There are more commercial applications for electron linacs than for any other type of particle accelerator. To date, over 1000 linacs have been installed in hospitals throughout the United States. Although these hospitals use linacs primarily for medical therapy, the devices also find applications in industrial settings and in the scientific community. Electron linacs are useful in the areas of atomic research, electron beam therapy, X-ray therapy, diagnostics, sterilization, polymerization, synchrotron light sources, free electron lasers, and accelerating structures for microtrons.
Linac art may be categorized by wave properties, yielding standing wave linacs and traveling wave linacs. Alternatively, accelerators may be classified according to particle velocities. In general, low-beta accelerators operate at less than half the speed of light, whereas high-beta linacs operate at higher speeds.

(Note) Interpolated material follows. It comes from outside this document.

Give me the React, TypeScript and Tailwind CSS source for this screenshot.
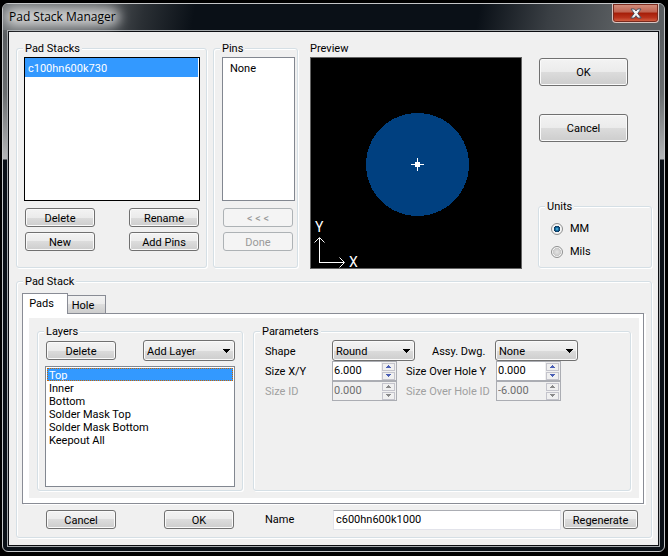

Most contemporary standing wave, high-beta linacs utilize a side-coupled cavity configuration which was invented at Los Alamos Meson Physics Facility in the mid-60's. Although exemplary, this structure is not ideally suited for certain specific applications. For instance, side-coupled linacs are heavy, fragile, and expensive. The cavity configuration is inherently difficult to fabricate, requiring relatively complex, expensive, and labor-intensive manufacturing techniques. Furthermore, the structure is heavy, fragile, and very difficult to tune.

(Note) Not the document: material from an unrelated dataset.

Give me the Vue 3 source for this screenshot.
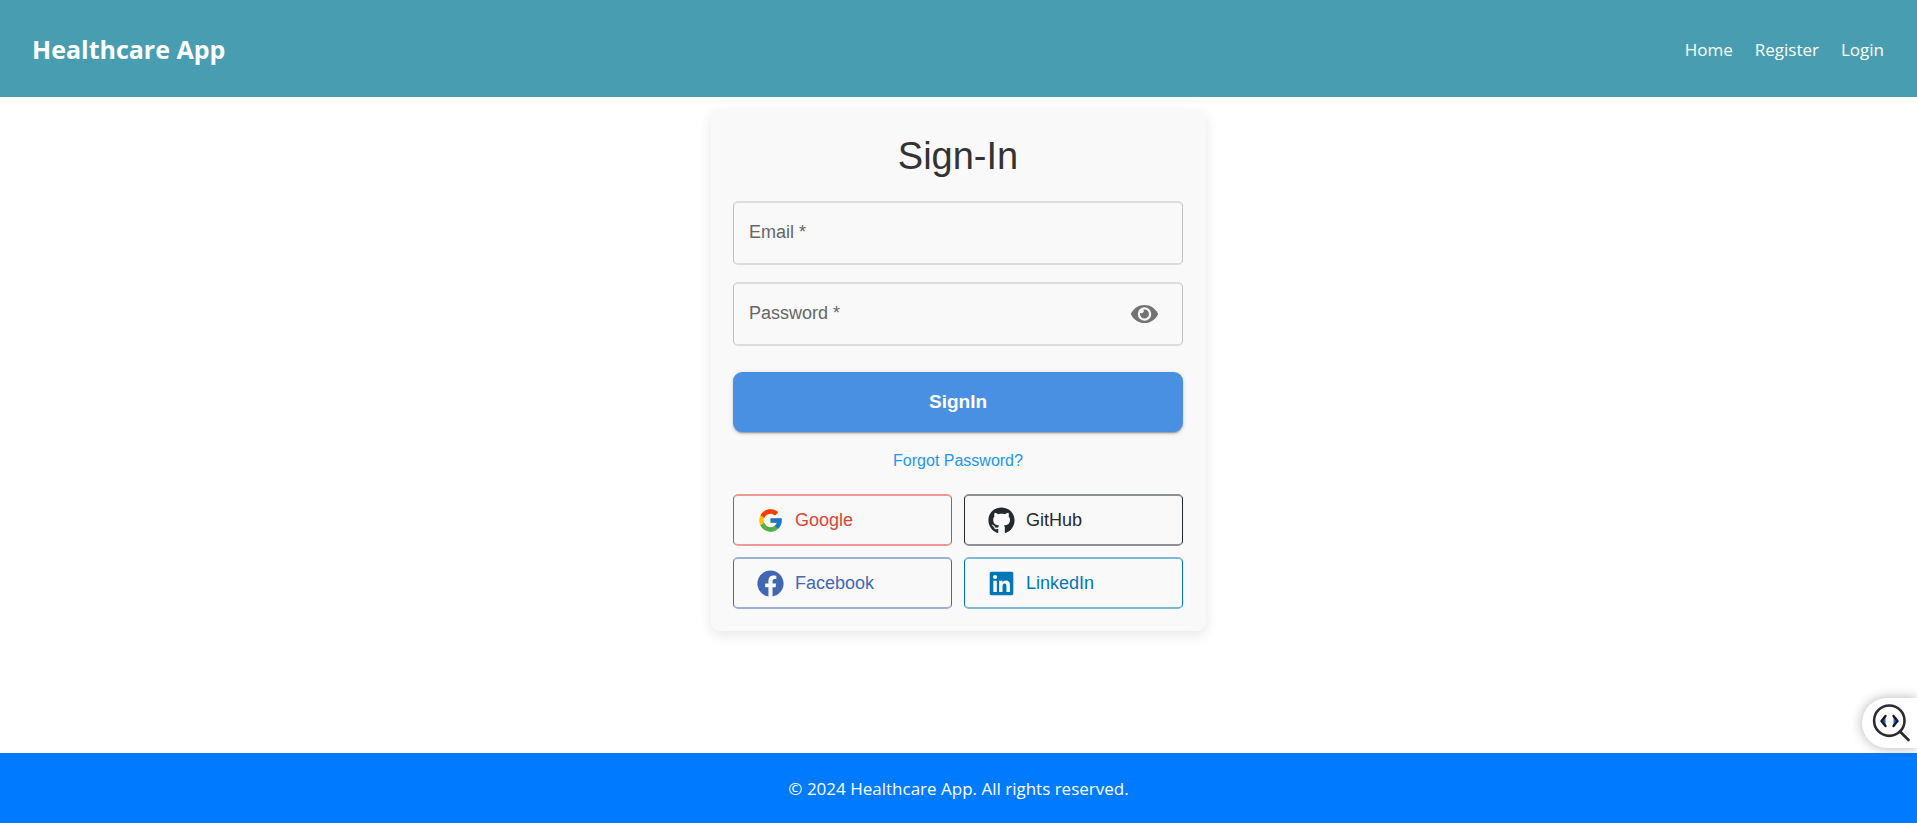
<script setup>
import { ref } from 'vue'

const email = ref('')
const password = ref('')
const showPassword = ref(false)

const links = ['Home', 'Register', 'Login']

const providers = [
  {
    id: 'google',
    name: 'Google',
    viewBox: '0 0 48 48',
    paths: [
      { fill: '#FFC107', d: 'M43.611,20.083H42V20H24v8h11.303c-1.649,4.657-6.08,8-11.303,8c-6.627,0-12-5.373-12-12c0-6.627,5.373-12,12-12c3.059,0,5.842,1.154,7.961,3.039l5.657-5.657C34.046,6.053,29.268,4,24,4C12.955,4,4,12.955,4,24c0,11.045,8.955,20,20,20c11.045,0,20-8.955,20-20C44,22.659,43.862,21.35,43.611,20.083z' },
      { fill: '#FF3D00', d: 'M6.306,14.691l6.571,4.819C14.655,15.108,18.961,12,24,12c3.059,0,5.842,1.154,7.961,3.039l5.657-5.657C34.046,6.053,29.268,4,24,4C16.318,4,9.656,8.337,6.306,14.691z' },
      { fill: '#4CAF50', d: 'M24,44c5.166,0,9.86-1.977,13.409-5.192l-6.19-5.238C29.211,35.091,26.715,36,24,36c-5.202,0-9.619-3.317-11.283-7.946l-6.522,5.025C9.505,39.556,16.227,44,24,44z' },
      { fill: '#1976D2', d: 'M43.611,20.083H42V20H24v8h11.303c-0.792,2.237-2.231,4.166-4.087,5.571c0.001-0.001,0.002-0.001,0.003-0.002l6.19,5.238C36.971,39.205,44,34,44,24C44,22.659,43.862,21.35,43.611,20.083z' }
    ]
  },
  {
    id: 'github',
    name: 'GitHub',
    viewBox: '0 0 496 512',
    paths: [
      { fill: 'currentColor', d: 'M165.9 397.4c0 2-2.3 3.6-5.2 3.6-3.3.3-5.6-1.3-5.6-3.6 0-2 2.3-3.6 5.2-3.6 3-.3 5.6 1.3 5.6 3.6zm-31.1-4.5c-.7 2 1.3 4.3 4.3 4.9 2.6 1 5.6 0 6.2-2s-1.3-4.3-4.3-5.2c-2.6-.7-5.5.3-6.2 2.3zm44.2-1.7c-2.9.7-4.9 2.6-4.6 4.9.3 2 2.9 3.3 5.9 2.6 2.9-.7 4.9-2.6 4.6-4.6-.3-1.9-3-3.2-5.9-2.9zM244.8 8C106.1 8 0 113.3 0 252c0 110.9 69.8 205.8 169.5 239.2 12.8 2.3 17.3-5.6 17.3-12.1 0-6.2-.3-40.4-.3-61.4 0 0-70 15-84.7-29.8 0 0-11.4-29.1-27.8-36.6 0 0-22.9-15.7 1.6-15.4 0 0 24.9 2 38.6 25.8 21.9 38.6 58.6 27.5 72.9 20.9 2.3-16 8.8-27.1 16-33.7-55.9-6.2-112.3-14.3-112.3-110.5 0-27.5 7.6-41.3 23.6-58.9-2.6-6.5-11.1-33.3 2.6-67.9 20.9-6.5 69 27 69 27 20-5.6 41.5-8.5 62.8-8.5s42.8 2.9 62.8 8.5c0 0 48.1-33.6 69-27 13.7 34.7 5.2 61.4 2.6 67.9 16 17.7 25.8 31.5 25.8 58.9 0 96.5-58.9 104.2-114.8 110.5 9.2 7.9 17 22.9 17 46.4 0 33.7-.3 75.4-.3 83.6 0 6.5 4.6 14.4 17.3 12.1C428.2 457.8 496 362.9 496 252 496 113.3 383.5 8 244.8 8zM97.2 352.9c-1.3 1-1 3.3.7 5.2 1.6 1.6 3.9 2.3 5.2 1 1.3-1 1-3.3-.7-5.2-1.6-1.6-3.9-2.3-5.2-1zm-10.8-8.1c-.7 1.3.3 2.9 2.3 3.9 1.6 1 3.6.7 4.3-.7.7-1.3-.3-2.9-2.3-3.9-2-.6-3.6-.3-4.3.7zm32.4 35.6c-1.6 1.3-1 4.3 1.3 6.2 2.3 2.3 5.2 2.6 6.5 1 1.3-1.3.7-4.3-1.3-6.2-2.2-2.3-5.2-2.6-6.5-1zm-11.4-14.7c-1.6 1-1.6 3.6 0 5.9 1.6 2.3 4.3 3.3 5.6 2.3 1.6-1.3 1.6-3.9 0-6.2-1.4-2.3-4-3.3-5.6-2z' }
    ]
  },
  {
    id: 'facebook',
    name: 'Facebook',
    viewBox: '0 0 512 512',
    paths: [
      { fill: 'currentColor', d: 'M504 256C504 119 393 8 256 8S8 119 8 256c0 123.78 90.69 226.38 209.25 245V327.69h-63V256h63v-54.64c0-62.15 37-96.48 93.67-96.48 27.14 0 55.52 4.84 55.52 4.84v61h-31.28c-30.8 0-40.41 19.12-40.41 38.73V256h68.78l-11 71.69h-57.78V501C413.31 482.38 504 379.78 504 256z' }
    ]
  },
  {
    id: 'linkedin',
    name: 'LinkedIn',
    viewBox: '0 0 448 512',
    paths: [
      { fill: 'currentColor', d: 'M416 32H31.9C14.3 32 0 46.5 0 64.3v383.4C0 465.5 14.3 480 31.9 480H416c17.6 0 32-14.5 32-32.3V64.3c0-17.8-14.4-32.3-32-32.3zM135.4 416H69V202.2h66.5V416zm-33.2-243c-21.3 0-38.5-17.3-38.5-38.5S80.9 96 102.2 96c21.2 0 38.5 17.3 38.5 38.5 0 21.3-17.2 38.5-38.5 38.5zm282.1 243h-66.4V312c0-24.8-.5-56.7-34.5-56.7-34.6 0-39.9 27-39.9 54.9V416h-66.4V202.2h63.7v29.2h.9c8.9-16.8 30.6-34.5 62.9-34.5 67.2 0 79.7 44.3 79.7 101.9V416z' }
    ]
  }
]
</script>

<template>
  <div class="page">
    <header class="header">
      <h1 class="brand">Healthcare App</h1>
      <nav class="nav">
        <a v-for="link in links" :key="link" href="#">{{ link }}</a>
      </nav>
    </header>

    <main class="main">
      <form class="card" @submit.prevent>
        <h2 class="title">Sign-In</h2>

        <div class="field">
          <input id="email" v-model="email" type="email" required placeholder=" " />
          <label for="email">Email *</label>
        </div>

        <div class="field">
          <input
            id="password"
            v-model="password"
            :type="showPassword ? 'text' : 'password'"
            required
            placeholder=" "
          />
          <label for="password">Password *</label>
          <button
            class="eye"
            type="button"
            aria-label="Toggle password visibility"
            @click="showPassword = !showPassword"
          >
            <svg viewBox="0 0 576 512" aria-hidden="true">
              <path fill="currentColor" d="M572.52 241.4C518.29 135.59 410.93 64 288 64S57.68 135.64 3.48 241.41a32.35 32.35 0 0 0 0 29.19C57.71 376.41 165.07 448 288 448s230.32-71.64 284.52-177.41a32.35 32.35 0 0 0 0-29.19zM288 400a144 144 0 1 1 144-144 143.93 143.93 0 0 1-144 144zm0-240a95.31 95.31 0 0 0-25.31 3.79 47.85 47.85 0 0 1-66.9 66.9A95.78 95.78 0 1 0 288 160z" />
            </svg>
          </button>
        </div>

        <button class="submit" type="submit">SignIn</button>

        <a class="forgot" href="#">Forgot Password?</a>

        <div class="providers">
          <button
            v-for="provider in providers"
            :key="provider.id"
            type="button"
            class="provider"
            :class="provider.id"
          >
            <svg :viewBox="provider.viewBox" aria-hidden="true">
              <path v-for="(path, i) in provider.paths" :key="i" :fill="path.fill" :d="path.d" />
            </svg>
            <span>{{ provider.name }}</span>
          </button>
        </div>
      </form>
    </main>

    <footer class="footer">
      <p>© 2024 Healthcare App. All rights reserved.</p>
    </footer>

    <button class="inspector" type="button" aria-label="Inspect code">
      <svg viewBox="0 0 40 40" aria-hidden="true">
        <circle cx="17.3" cy="17.7" r="15.2" fill="none" stroke="#2b2c2f" stroke-width="2.6" />
        <path d="M28 28.5L36.5 37" fill="none" stroke="#2b2c2f" stroke-width="2.8" stroke-linecap="round" />
        <path d="M13.5 13.5L10 18L13.5 22.5Z" fill="#1769f5" />
        <path d="M21.5 13.5L25 18L21.5 22.5Z" fill="#1769f5" />
        <path d="M13.5 13L9.5 18L13.5 23M21.5 13L25.5 18L21.5 23" fill="none" stroke="#17191d" stroke-width="2.4" stroke-linecap="round" stroke-linejoin="round" />
      </svg>
    </button>
  </div>
</template>

<style>
body {
  margin: 0;
  background: #fff;
}
</style>

<style scoped>
* {
  box-sizing: border-box;
}

.page {
  display: flex;
  flex-direction: column;
  min-height: 100vh;
  font-family: "Segoe UI", "Open Sans", "Noto Sans", sans-serif;
  font-size: 17px;
  line-height: 26px;
}

.header {
  display: flex;
  align-items: center;
  justify-content: space-between;
  padding: 33px 33px 31px 32px;
  color: #fff;
  background: #489eb0;
}

.brand {
  margin: 0;
  font-size: 25px;
  line-height: 33px;
  font-weight: 700;
}

.nav {
  display: flex;
  gap: 22px;
}

.nav a {
  color: #fff;
  text-decoration: none;
}

.main {
  flex: 1;
  padding: 13px 16px;
  font-family: Arial, "Liberation Sans", sans-serif;
}

.card {
  display: flex;
  flex-direction: column;
  max-width: 495px;
  margin: 0 auto;
  padding: 22px 23px 22px 22px;
  border-radius: 9px;
  background: #f9f9f9;
  box-shadow: 0 4px 13px rgba(0, 0, 0, 0.1);
}

.title {
  margin: 0 0 21px;
  color: #333;
  font-size: 38px;
  line-height: 48px;
  font-weight: 400;
  text-align: center;
}

.field {
  position: relative;
  margin-bottom: 17px;
}

.field input {
  display: block;
  width: 100%;
  height: 64px;
  padding: 0 15px;
  border: solid;
  border-width: 2px 1px;
  border-color: #dcdcdc #bfbfbf;
  border-radius: 5px;
  outline: none;
  color: #222;
  background: transparent;
  font: inherit;
  font-size: 18px;
}

.field input:focus {
  border-color: #1976d2;
}

.field label {
  position: absolute;
  top: 18px;
  left: 16px;
  color: #666;
  font-size: 18px;
  line-height: 26px;
  pointer-events: none;
}

.field input:focus + label,
.field input:not(:placeholder-shown) + label {
  top: -12px;
  padding: 0 4px;
  background: #f9f9f9;
  font-size: 13px;
}

.eye {
  position: absolute;
  top: 12px;
  right: 19px;
  display: flex;
  align-items: center;
  justify-content: center;
  width: 40px;
  height: 40px;
  padding: 0;
  border: 0;
  border-radius: 50%;
  color: #737373;
  background: none;
  cursor: pointer;
}

.eye svg {
  width: 27px;
  height: 24px;
}

.submit {
  height: 60px;
  margin-top: 9px;
  border: 0;
  border-radius: 9px;
  color: #fff;
  background: #4a90e2;
  box-shadow: 0 3px 1px -2px rgba(0, 0, 0, 0.2), 0 2px 2px rgba(0, 0, 0, 0.14), 0 1px 5px rgba(0, 0, 0, 0.12);
  font: inherit;
  font-size: 19px;
  font-weight: 700;
  cursor: pointer;
}

.forgot {
  align-self: center;
  margin: 17px 0 21px;
  color: #2196f3;
  font-size: 16px;
  line-height: 24px;
  text-decoration: none;
}

.providers {
  display: grid;
  grid-template-columns: 1fr 1fr;
  gap: 11px 12px;
}

.provider {
  display: flex;
  align-items: center;
  gap: 11px;
  height: 52px;
  padding: 0 23px;
  border: solid;
  border-width: 2px 1px;
  border-radius: 5px;
  background: none;
  font: inherit;
  font-size: 18px;
  cursor: pointer;
}

.provider svg {
  width: 27px;
  height: 27px;
}

.provider.google {
  border-color: #eb9b94 #db4437;
  color: #db4437;
}

.provider.github {
  border-color: #8e9194 #24292e;
  color: #24292e;
}

.provider.facebook {
  border-color: #9db0d6 #4267b2;
  color: #4267b2;
}

.provider.linkedin {
  border-color: #7cb8d7 #0077b5;
  color: #0077b5;
}

.footer {
  padding: 23px 22px 21px;
  color: #fff;
  background: #007bff;
  text-align: center;
}

.footer p {
  margin: 0;
}

.inspector {
  position: fixed;
  right: 0;
  bottom: 75px;
  display: flex;
  align-items: center;
  width: 55px;
  height: 50px;
  padding: 0 5px 0 10px;
  border: 0;
  border-radius: 25px 0 0 25px;
  background: #fff;
  box-shadow: 0 0 12px rgba(0, 0, 0, 0.3);
  cursor: pointer;
}

.inspector svg {
  width: 40px;
  height: 40px;
}
</style>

For further information concerning the operation and structure of prior art linacs, reference may be made to "High Energy Accelerating Structures for High Gradient Proton Linac Applications" by Manca et al., IEEE Transactions on Nuclear Science, Vol. NS-24, No. 3, June 1977, pp. 1087-1090 and "PIGMI: A Pion Generator for Medical Irradiations" by Swenson, Los Alamos National Laboratory, Pub. LAL-81-6, Feb. 1981.